Rubrica
a cura di Attilio Mazza


PERCHÉ LA SCELTA MONASTICA IN EPOCHE LONTANE



Marcel Pacaut, «Monaci e religiosi nel Medioevo»,
Il Mulino, pagine 342, euro 12,00


La Società editrice Il Mulino di Bologna ripropone «Monaci e religiosi nel Medioevo», di Marcel Pacaut – studioso di fama internazionale, già docente di Storia medievale nella Facoltà di Lettere dell'Università di Lione –, nella traduzione di Jacob Catalano e aggiornamenti bibliografici a cura di Pierpaolo Bonacini.

La storia degli ordini monastici e religiosi – si legge nella nota editoriale – costituisce un capitolo essenziale della storia sociale e politica, oltre che naturalmente della storia ecclesiastica e spirituale, del Medioevo; basti pensare al ruolo centrale che monaci e religiosi hanno avuto nel definirsi della struttura della Chiesa, su cui hanno esercitato una profonda e durevole influenza.

Fra i vari problemi storici che Pacaut contribuisce ad illuminare, il più controverso è senz'altro quello concernente il nodo psicologico della vocazione religiosa, alla quale, a seconda dei tempi e degli individui, è stato di volta in volta attribuito il significato di una "fuga mundi" o di una preparazione spirituale all'azione, ma anche un modo per sopravvivere in tempi estremamente difficili.

Al di là della sfera propriamente religiosa, i monaci svolsero in tutti i campi una funzione importante, nel pensiero come nell'arte, nelle istituzioni come nell'economia e nell'affinarsi del "fare tecnico". Accanto alle grandi personalità (San Benedetto, San Colombano, San Francesco, San Domenico), le grandi organizzazioni, soprattutto i Benedettini e i Cluniacensi, furono determinanti, grazie alla loro capacità speculativa e alla loro forza di irradiamento, per l'evoluzione della cultura medievale.

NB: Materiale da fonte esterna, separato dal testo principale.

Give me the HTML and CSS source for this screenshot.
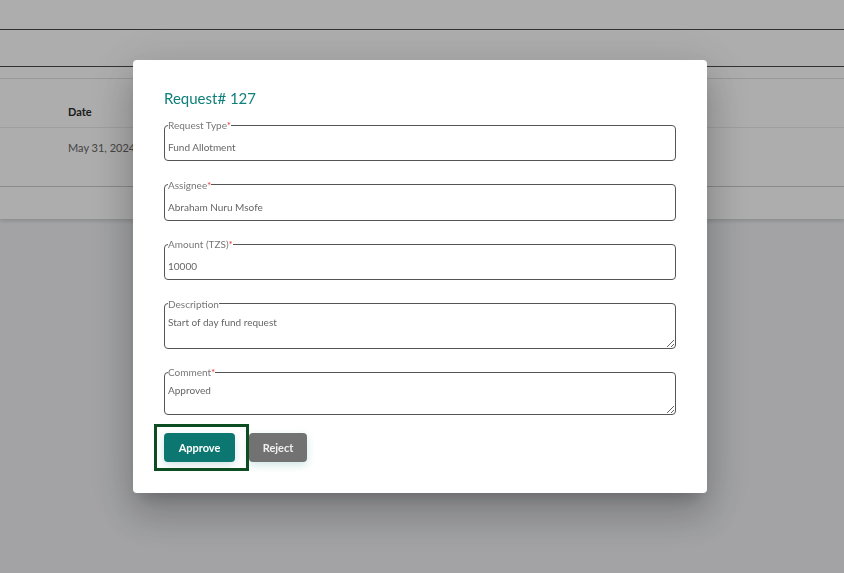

Attraverso lo studio dei documenti, l’autore informa il lettore «con chiarezza e con un linguaggio pacato di certe realtà di base senza le quali intendere il passato è impossibile», ha scritto Franco Cardini a proposito di questo lavoro. Pacaut apre, infatti, le porte al profano, di un mondo completamente diverso da quello nostro, fatto di una quotidianità regolata da norme in un ambiente rasserenante come risulta dal seguente documento del Duecento citato nel libro che descrive l’organizzazione degli edifici nel monastero di Clairvaux:

«Laddove termina il frutteto comincia l’orto, suddiviso in tanti riquadri, i cui limiti sono tracciati da piccoli rivi d’acqua. Quest’acqua serve a due usi: nutrire i pesci e innaffiare i legumi, e a fornirla è il corso sempre abbondante dell’Aube. Un ramo del fiume, attraversando i vari laboratori dell’abbazia, si fa ovunque benedire per i servigi che rende. Le acque dell’Aube arrivano nell’abbazia mediante grandi opere (idrauliche) e se non vi giungono in tutta la loro portata, tuttavia non vi impigriscono inattive. Infatti, non dalla natura, ma dall’operosità dei monaci è stato scavato un letto le cui sponde tagliano in due la valle e per questa via l’Aube manda metà delle sue acque all’Abbazia, quasi volesse venire a salutare i monaci […]».

In un ambiente simile la “fuga dal mondo” e dalle tribolazione, in tempi di fame, di pestilenze e di insicurezza anche a causa di conflitti, era per molti come entrare in paradiso!